I come next to describe the soul unto you by such things as it is set out by in the
Holy Scriptures, and they are, in general, three. First , The powers of the soul.
Second , The senses, the spiritual senses of the soul. Third , The passions of the
soul.
Of the powers of the soul.
First , We will discourse of the powers, I may call them the members of the soul;
for, as the members of the body, being many, do all go to the making up of the body,
so these do go to the completing of the soul.
1. There is the understanding, which may be termed the head; because in that is placed
the eye of the soul; and this is that which, or by which the soul, discerning things
that are presented to it, and that either by God or Satan; this is that by which
a man conceiveth and apprehendeth things so deep and great that cannot, by mouth,
or tongue, or pen, be expressed.
2. There is, also, belonging to the soul, the conscience, in which I may say, is
placed the Seat of Judgment; for, as by the understanding things are let into the
soul, so by the conscience the evil or good of such things are tried; especially
when in the
3. Third place, there is the judgment, which is another part of this noble creature,
has passed, by the light of the understanding, his verdict upon what is let into
the soul.[4]
4. There is, also, the fancy or imagination, another part of this great thing, the
soul: and a most curious thing this fancy is; it is that which presenteth to the
man the idea, form, or figure of that, or any of those things, wherewith a man is
either frighted or taken, pleased or displeased. And,
5. The mind, another part of the soul, is that unto which this fancy presenteth it's
things to be considered of; because without the mind nothing is entertained in the
soul.
6. There is the memory too, another part of the soul; and that may be called the
register of the soul; for it is the memory that receiveth and keepeth in remembrance
what has passed, or has been done by the man, or attempted to be done unto him; and
in this part of the soul, or from it, will be fed the worm that dieth not, when men
are cast into hell; also, from this memory will flow that peace at the day of judgment
that saints shall have in their service for Christ in the world.

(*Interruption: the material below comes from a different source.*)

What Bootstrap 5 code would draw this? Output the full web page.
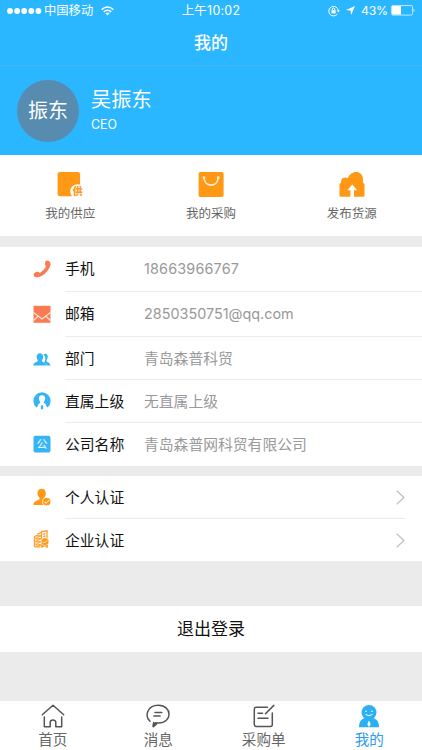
<!DOCTYPE html>
<html lang="zh-CN">
<head>
<meta charset="utf-8">
<meta name="viewport" content="width=device-width, initial-scale=1">
<title>我的</title>
<link href="https://cdn.jsdelivr.net/npm/bootstrap@5.3.0/dist/css/bootstrap.min.css" rel="stylesheet">
<style>
body{font-family:Inter,"Noto Sans CJK SC",sans-serif;background:#ebebeb;color:#111;line-height:1;height:750px;overflow:hidden}
svg{display:block;flex:none}
.top-area{background:#2bb7ff;height:155px}
.status{height:22px;font-size:12.3px;padding:0 7px 0 7px}
.status>div{flex:1 1 0}
.status>.clock{flex:none;font-size:12.4px;letter-spacing:.3px;padding-top:1px}
.carrier{padding:1px 0 0 2px}
.percent{letter-spacing:-.2px;padding:0 3px 0 6px}
.title-bar{height:44px;font-size:17px;font-weight:500;border-bottom:1px solid #43b4ef;padding-bottom:1px}
.profile{height:89px;padding-left:17px;gap:12px}
.avatar{width:62px;height:62px;background:#588bb0;font-size:20px;padding-top:1px}
.pname{font-size:20.2px;margin:1px 0 9px}
.prole{font-size:12.4px}
.shortcuts{height:81px;font-size:12.5px;color:#666}
.shortcuts svg{margin:15px 0 10px}
.contact{margin-top:11px}
.certs{margin-top:10px}
.info-row{height:43px;padding-left:33px;font-size:14.8px}
.info-row.tall{height:45px}
.info-row>svg{margin-bottom:2px}
.info-row>svg.people{margin:3px 0 0}
.info-row .cell{border-bottom:1px solid #ebebeb;margin-left:14px}
.info-row:last-child .cell{border-bottom:0}
.key,.val,.cell>span{padding-top:2px}
.tall .key{padding-top:1px}
.key{width:79px}
.val{color:#999}
.cell>.num{font-size:14.4px;padding-top:0}
.phone{letter-spacing:.17px}
.linkrow{padding-right:17px}
.linkrow:last-child{height:42px}
.logout{height:46px;font-size:17px;margin-top:45px}
.tabs{height:49px;margin-top:49px;font-size:14.6px;color:#666}
.tabs svg{margin:3px 0 5px}
.tabs .current{color:#2c9bf0}
</style>
<script src="https://cdn.jsdelivr.net/npm/bootstrap@5.3.0/dist/js/bootstrap.bundle.min.js"></script>
</head>
<body>
<header class="top-area text-white">
  <div class="status d-flex align-items-center">
    <div class="d-flex align-items-center">
      <svg width="35" height="8" fill="#fff"><circle cx="3" cy="4" r="2.9"/><circle cx="10.1" cy="4" r="2.9"/><circle cx="17.2" cy="4" r="2.9"/><circle cx="24.3" cy="4" r="2.9"/><circle cx="31.4" cy="4" r="2.9"/></svg>
      <span class="carrier">中国移动</span>
      <svg class="ms-2" width="13" height="10" viewBox="0 0 13 10" fill="none" stroke="#fff" stroke-width="1.6"><path d="M.7 3.6Q6.500-1.600 12.300 3.600M2.800 5.900Q6.500 2.600 10.200 5.900"/><path d="M4.400 7.200Q6.500 5.600 8.600 7.200L6.500 9.600Z" fill="#fff" stroke="none"/></svg>
    </div>
    <div class="clock">上午10:02</div>
    <div class="d-flex align-items-center justify-content-end">
      <svg width="12" height="12" viewBox="0 0 12 12" fill="none" stroke="#fff"><path d="M9.400 9A4.800 4.800 0 1 1 10.300 5.500"/><path d="M8.700 5.300h3.200l-1.600 2.100z" fill="#fff" stroke="none"/><path d="M3.400 5.200h4.200v3.200H3.400z" fill="#fff" stroke="none"/><path d="M4.300 5.300V4.200a1.200 1.200 0 0 1 2.400 0v1.100"/></svg>
      <svg style="margin-left:6px" width="9" height="9" viewBox="0 0 9 9"><path d="M9 0 5.200 9 4.500 4.600 0 4z" fill="#fff"/></svg>
      <span class="percent">43%</span>
      <svg width="24" height="11" viewBox="0 0 24 11"><rect x=".5" y=".5" width="21" height="9.600" rx="1.500" fill="none" stroke="#fff" stroke-opacity=".65"/><path d="M1 1h9v8.600H1z" fill="#fff"/><path d="M22.600 3.600q1.500 1.700 0 3.500z" fill="#fff"/></svg>
    </div>
  </div>
  <div class="title-bar d-flex align-items-center justify-content-center">我的</div>
  <div class="profile d-flex align-items-center">
    <div class="avatar rounded-circle d-flex align-items-center justify-content-center">振东</div>
    <div><div class="pname">吴振东</div><div class="prole">CEO</div></div>
  </div>
</header>

<main>
  <section class="shortcuts bg-white d-flex text-center">
    <div class="col-4 d-flex flex-column align-items-center">
      <svg width="26" height="28" viewBox="0 0 26 28"><rect x=".6" y="2" width="22.500" height="24.300" rx="2.500" fill="#ff9815"/><circle cx="20.600" cy="21.600" r="7.400" fill="#fff"/><text x="15.800" y="25.400" font-size="9.800" font-weight="900" fill="#ff9815">供</text></svg>
      <span>我的供应</span>
    </div>
    <div class="col-4 d-flex flex-column align-items-center">
      <svg width="26" height="28" viewBox="0 0 26 28"><rect x=".6" y="2" width="25" height="25" rx="1.700" fill="#ff9815"/><path d="M6 8.200c1 9.200 13.200 9.200 14.200 0" fill="none" stroke="#fff1cf" stroke-width="1.600"/><circle cx="6" cy="7.700" r="1.400" fill="#fff1cf"/><circle cx="20.200" cy="7.700" r="1.400" fill="#fff1cf"/></svg>
      <span>我的采购</span>
    </div>
    <div class="col-4 d-flex flex-column align-items-center">
      <svg width="26" height="28" viewBox="0 0 26 28"><path d="M1.600 26.800Q.5 26.800.5 25.500V14.400Q.5 13.400 2 13C1.600 8.500 5 6.400 8.800 8.200 12-.2 23.500-.2 24 9v4q1.500.2 1.500 1.400v11.200q0 1.200-1.200 1.200z" fill="#ff9815"/><path d="M13.200 14.500l5 5.800H15v7h-3.600v-7H8.400z" fill="#fff"/></svg>
      <span>发布货源</span>
    </div>
  </section>

  <section class="contact bg-white">
    <div class="info-row tall d-flex">
      <svg class="align-self-center" width="18" height="18" viewBox="0 0 18 18"><path d="M12.400 1.300Q14 .1 15 .5L17.300 2.300Q18 4.500 16.700 7.200 12.500 15.500 5 17.200 2.200 17.800.9 15.900L.6 13.800Q2.600 11.700 4.600 11.400L6.900 13Q10.800 10.700 12.900 6.800L11.900 4.200z" fill="#fa7b52"/></svg>
      <div class="cell d-flex flex-fill align-items-center"><span class="key">手机</span><span class="val num phone">18663966767</span></div>
    </div>
    <div class="info-row tall d-flex">
      <svg class="align-self-center" width="18" height="18" viewBox="0 0 18 18"><path d="M.5.800h17v17H.5z" fill="#fa7b52"/><path d="M.5 7.500 9 14l8.500-6.500M.5 15.500 5 11.400M17.500 15.500 13 11.400" fill="none" stroke="#ffe7dd" stroke-width="1.200"/></svg>
      <div class="cell d-flex flex-fill align-items-center"><span class="key">邮箱</span><span class="val num">2850350751@qq.com</span></div>
    </div>
    <div class="info-row d-flex">
      <svg class="people align-self-center" width="18" height="18" viewBox="0 0 18 18"><g transform="translate(0 2)"><path d="M10.300 1.200c3.300-1.800 5.200 1 4.200 4.100-.3 1.200-1.100 1.500-1 2.800.2 1.300 3.900 1.400 3.900 4.500H14q-.3-2.200-3-3.300c1.700-2.200 2-5.500-.7-8.100z" fill="#35b5f5"/><path d="M3.600 3.900c0-4.900 6.600-4.900 6.600 0 0 1.700-.8 2.300-1.200 3.400-.7 2.200 4.500 1.700 4.700 5.300H.2c0-3.700 5.200-3.100 4.600-5.300-.3-1.100-1.200-1.700-1.200-3.400z" fill="#35b5f5"/></g></svg>
      <div class="cell d-flex flex-fill align-items-center"><span class="key">部门</span><span class="val">青岛森普科贸</span></div>
    </div>
    <div class="info-row d-flex">
      <svg class="align-self-center" width="18" height="18" viewBox="0 0 18 18"><path d="M3.400 15.500A8.600 8.600 0 1 1 14.600 15.500L12.700 13.500C14 12.200 11 11.500 10.700 10.200 13.300 6.600 12.300 3.300 9 3.300S4.700 6.600 7.300 10.200C7 11.500 4 12.200 5.300 13.500z" fill="#35b5f5"/><path d="M8.200 13.300h1.600l.6 2.900L9 17.800l-1.400-1.600z" fill="#35b5f5"/></svg>
      <div class="cell d-flex flex-fill align-items-center"><span class="key">直属上级</span><span class="val">无直属上级</span></div>
    </div>
    <div class="info-row d-flex">
      <svg class="align-self-center" width="18" height="18" viewBox="0 0 18 18"><rect x=".5" y=".800" width="17" height="16.700" rx="2" fill="#35b5f5"/><text x="3.500" y="13.300" font-size="11" fill="#fff">公</text></svg>
      <div class="cell d-flex flex-fill align-items-center"><span class="key">公司名称</span><span class="val">青岛森普网科贸有限公司</span></div>
    </div>
  </section>

  <section class="certs bg-white">
    <div class="info-row linkrow d-flex">
      <svg class="align-self-center" width="18" height="18" viewBox="0 0 18 18"><path d="M4.500 5.300C4.300-.7 13-.7 12.800 5.300c0 2-.8 3.500-2.200 4.800-.2 1.200 1 1.400 2.700 2V17H.5c-.7-4.600 6.300-4.300 6.200-6.900C5.300 8.800 4.500 7.300 4.500 5.300z" fill="#ff9815"/><circle cx="13.700" cy="13.700" r="4.100" fill="#ff9815" stroke="#fff" stroke-width=".8"/><path d="m11.500 13.700 1.600 1.600 3-3.200" fill="none" stroke="#fff"/></svg>
      <div class="cell d-flex flex-fill align-items-center justify-content-between"><span>个人认证</span><svg width="9" height="15" viewBox="0 0 9 15" fill="none" stroke="#c4c4c8" stroke-width="1.400"><path d="m.7.700 7.200 6.800-7.200 6.800"/></svg></div>
    </div>
    <div class="info-row linkrow d-flex">
      <svg class="align-self-center" width="18" height="18" viewBox="0 0 18 18" fill="none" stroke="#ff9d2c"><path d="M1.500 16.800V6.500L5 5.300M5 16.800V4L8.500 2.500V9M8.500 3V1.600L14 .8V8M1.500 16.800H7.500" stroke-width="1.300"/><path d="M3.300 7.500v9M6.900 5v11.500" stroke-width="1.700" stroke-dasharray="2 1"/><path d="M11.300 3.300v4" stroke-width="2.200" stroke-dasharray="1.500 .8"/><path d="M8.600 13.500v4l2.900-1.400 3 1.400v-4" fill="#ff9815" stroke-width=".8"/><circle cx="12" cy="11.600" r="3.900" fill="#ff9815" stroke="#fff" stroke-width=".5"/><path d="m10.200 11.600 1.400 1.400 2.400-2.500" stroke="#fff"/></svg>
      <div class="cell d-flex flex-fill align-items-center justify-content-between"><span>企业认证</span><svg width="9" height="15" viewBox="0 0 9 15" fill="none" stroke="#c4c4c8" stroke-width="1.400"><path d="m.7.700 7.200 6.800-7.200 6.800"/></svg></div>
    </div>
  </section>

  <div class="logout bg-white d-flex align-items-center justify-content-center">退出登录</div>
</main>

<nav class="tabs bg-white d-flex">
  <div class="col-3 d-flex flex-column align-items-center">
    <svg width="24" height="24" viewBox="0 0 24 24" fill="none" stroke="#555" stroke-width="1.500" stroke-linecap="round" stroke-linejoin="round"><path d="M1.300 10.800 12 1.300l10.700 9.500M3.300 13v9.700h5.900v-4.200c0-3.300 5.600-3.300 5.600 0v4.200h5.900V13"/></svg>
    <span>首页</span>
  </div>
  <div class="col-3 d-flex flex-column align-items-center">
    <svg width="24" height="24" viewBox="0 0 24 24" fill="none" stroke="#555" stroke-width="1.500" stroke-linecap="round" stroke-linejoin="round"><path d="M4 17.300C-1.400 12.500.8 1.300 12.300 1.300c14.300 0 14.300 17.800 0 17.800-1 0-1.900-.1-2.700-.3L7 22.500l.7-4M7.500 22.600l3.200-3"/><path d="M9 8.500h6.800M7.800 12h6.300"/></svg>
    <span>消息</span>
  </div>
  <div class="col-3 d-flex flex-column align-items-center">
    <svg width="24" height="24" viewBox="0 0 24 24" fill="none" stroke="#555" stroke-width="1.500" stroke-linecap="round" stroke-linejoin="round"><path d="M15.500 3.300H4.300q-2 0-2 2v15.200q0 2 2 2h14q2 0 2-2V9M13.500 9.800l8.300-8.400M6 9.300h4.500M6 14.300h10"/></svg>
    <span>采购单</span>
  </div>
  <div class="current col-3 d-flex flex-column align-items-center">
    <svg width="24" height="24" viewBox="0 0 24 24"><circle cx="12" cy="8.500" r="7.500" fill="#2bb0f5"/><path d="M2 23.200c0-5 2-8.200 6-9.200h8c4 1 6 4.200 6 9.200z" fill="#2bb0f5"/><circle cx="9" cy="7.200" r=".8" fill="#fff"/><circle cx="15" cy="7.200" r=".8" fill="#fff"/><path d="M8.500 10.300q3.500 3 7 0" fill="none" stroke="#fff"/><path d="m12 16.600 1.700 3.600-1.700 2.900-1.700-2.900z" fill="#fff"/></svg>
    <span>我的</span>
  </div>
</nav>
</body>
</html>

7. There are the affections too, which are, as I may call them, the hands and arms
of the soul; for they are they that take hold of, receive, and embrace what is liked
by the soul, and it is a hard thing to make the soul of a man cast from it what it's
affections cleave to and have embraced. Hence the affections are called for, when
the apostle bids men seek the things above; set your affections upon them, saith
he (Col 3), or, as you have it in another place, Lay hold of them; for the affections
are as hands to the soul, and they by which it fasteneth upon things.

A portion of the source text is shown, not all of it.